James Bond food chicken anglaise

Roast chicken à l’anglaise

Dinner at Dr No’s (Dr No, 1958) is a rather formal affair with a suitably sophisticated menu to match. James Bond orders grilled lamb cutlets and a salad for himself, and melon, roast chicken à l’anglaise and vanilla ice-cream with chocolate sauce for Honeychile Rider, who had not been able to order for herself. The chicken is roasted in the English style, which in this case means that the chicken is filled with a forcemeat stuffing familiar to lovers of the classic Sunday roast. I’ve given the stuffing recipe a Bondian twist by adding hickory-smoked bacon, representing, with the egg (a standard stuffing ingredient), Bond’s fondness for scrambled eggs and bacon, and, to represent his gin martinis, ground juniper berries.

It’s usually recommended in cookbooks that the stuffing is placed under the skin and at the neck end, but here I place the stuffing inside the chicken for an appropriately old-fashioned quality. If you’re following the recipe, however, take care to ensure that the chicken is cooked through.

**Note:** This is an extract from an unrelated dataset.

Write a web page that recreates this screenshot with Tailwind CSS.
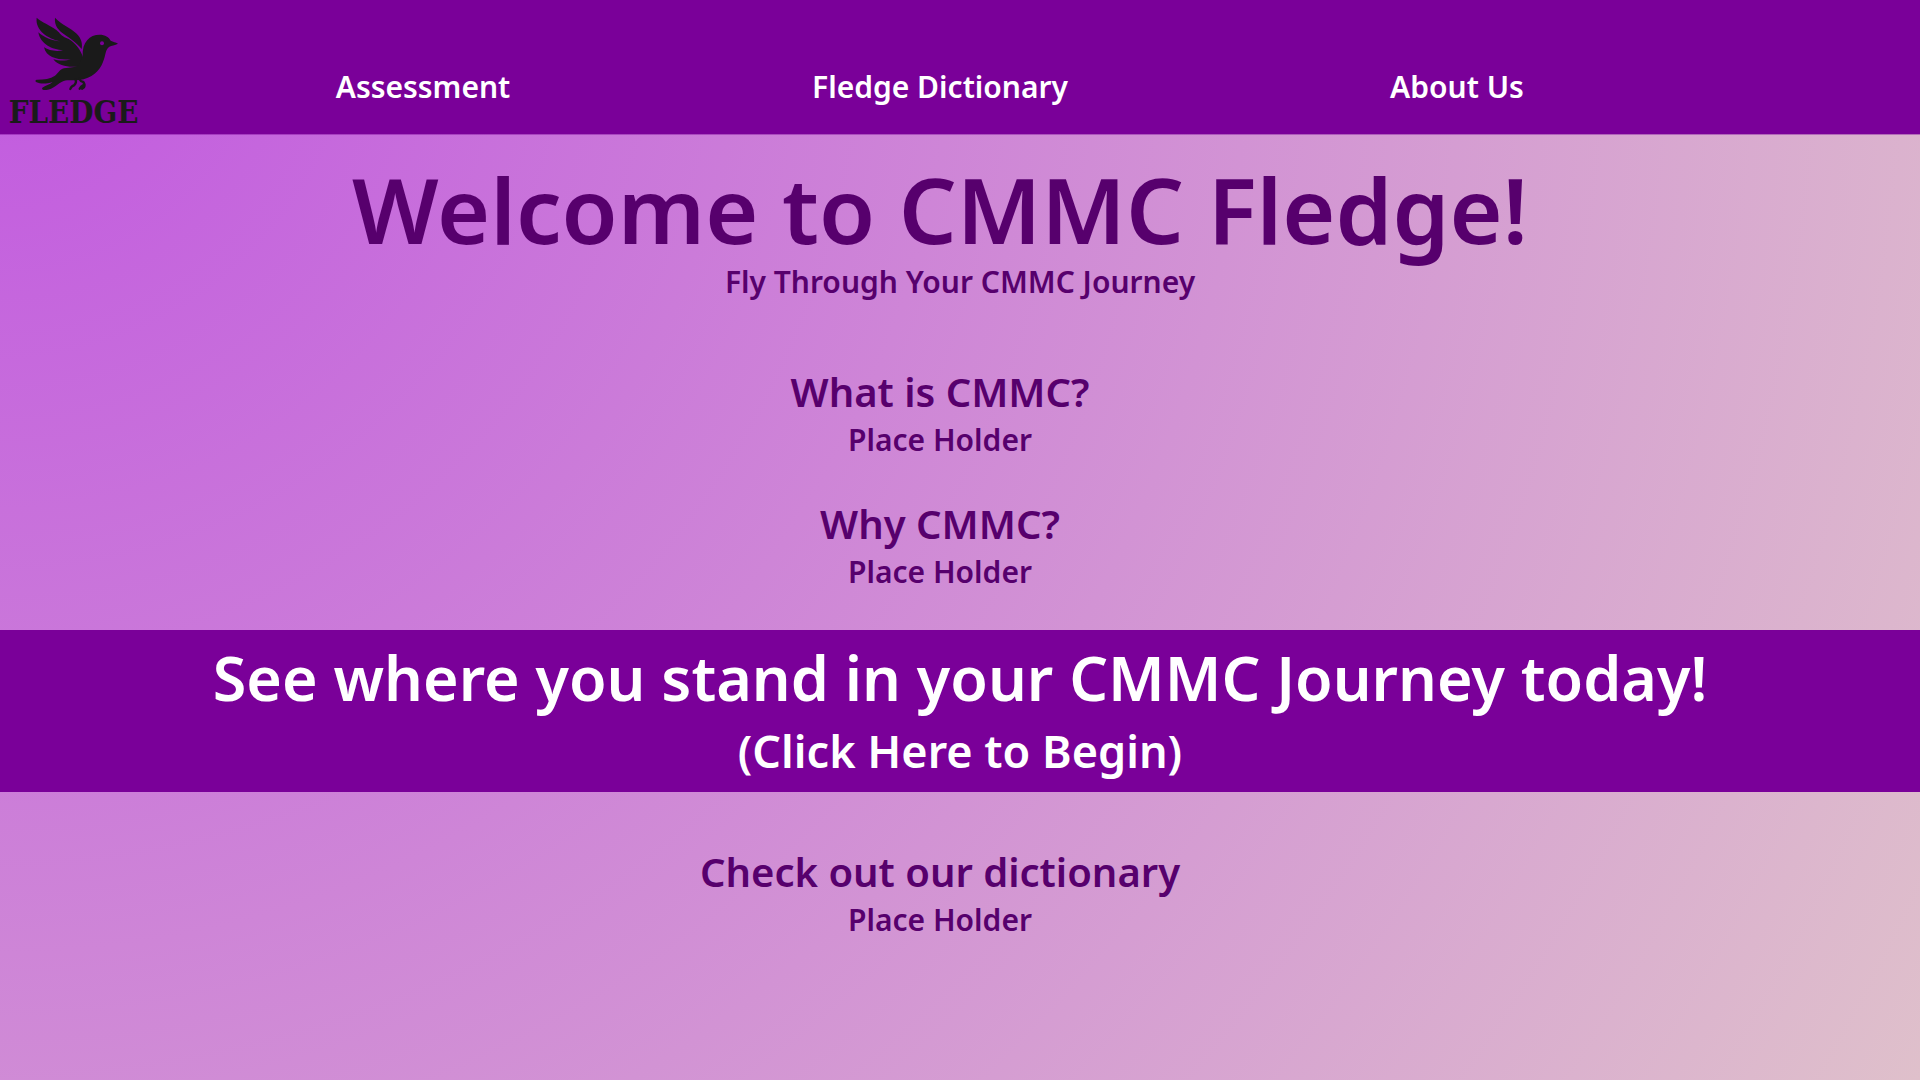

When testing the recipe, I ended up with too many breadcrumbs. Rather than waste the excess breadcrumbs, I made bread sauce, which is, as it happens, a traditional accompaniment to roast chicken.

Serves 3-4

  • 1 medium chicken (approx. 1.5kg)

For the stuffing

  • 40g breadcrumbs (from 1 slice of bread)
  • 4 sausages (approx. 225g)
  • 8 rashers hickory-smoked bacon, 4 of them coarsely chopped
  • 1 egg, beaten
  • 2 shallots or 1 small onion, peeled and coarsely chopped
  • ½ tsp ground juniper berries
  • 1 tsp finely chopped sage
  • Pinch of black pepper

For the bread sauce (optional)

  • 40g breadcrumbs
  • 300ml milk
  • 15g butter
  • 1 bay leaf
  • Pinch of salt and black pepper

Heat the oven to 190C (170C fan-assisted; 375F). Remove the skins from the sausages and place the meat in a food processor. Add four slices of bacon (the slices that have been coarsely chopped), then the remaining stuffing ingredients. Switch on the processor for 30 seconds or so until all the ingredients are thoroughly mixed and finely chopped. (If you don’t have a processor, mince all the ingredients by hand and mix together in a mixing bowl.)

Stuff the cavity of the chicken with the mixture (place any leftover stuffing in a buttered ramekin and cook separately in the oven for about 30 minutes). Put the chicken into a roasting pan and bard the breast and legs with the remaining bacon slices. Transfer the pan to the oven. Cooking time is conventionally 40 minutes per kilo, plus 20 minutes, but allow a longer cooking time for the stuffed bird. My 1.35kg chicken was cooked in 1 hour, 45 minutes. After an hour’s cooking, remove the bacon from the top of the chicken, baste the breast and legs, return the pan to the oven for the remaining time.

Once cooked (check that the juices run clear), allow the chicken to rest for 10-15 minutes. Meanwhile, prepare (if desired) the bread sauce. Put the milk and bay leaf into a saucepan and bring the milk to the boil over a medium heat. As the milk begins to boil, remove the bay leaf and add the breadcrumbs, butter and a pinch of salt and black pepper. Reduce the heat and stir or whisk the sauce until it has thickened and become as smooth as possible. Pour the sauce into a jug or bowl.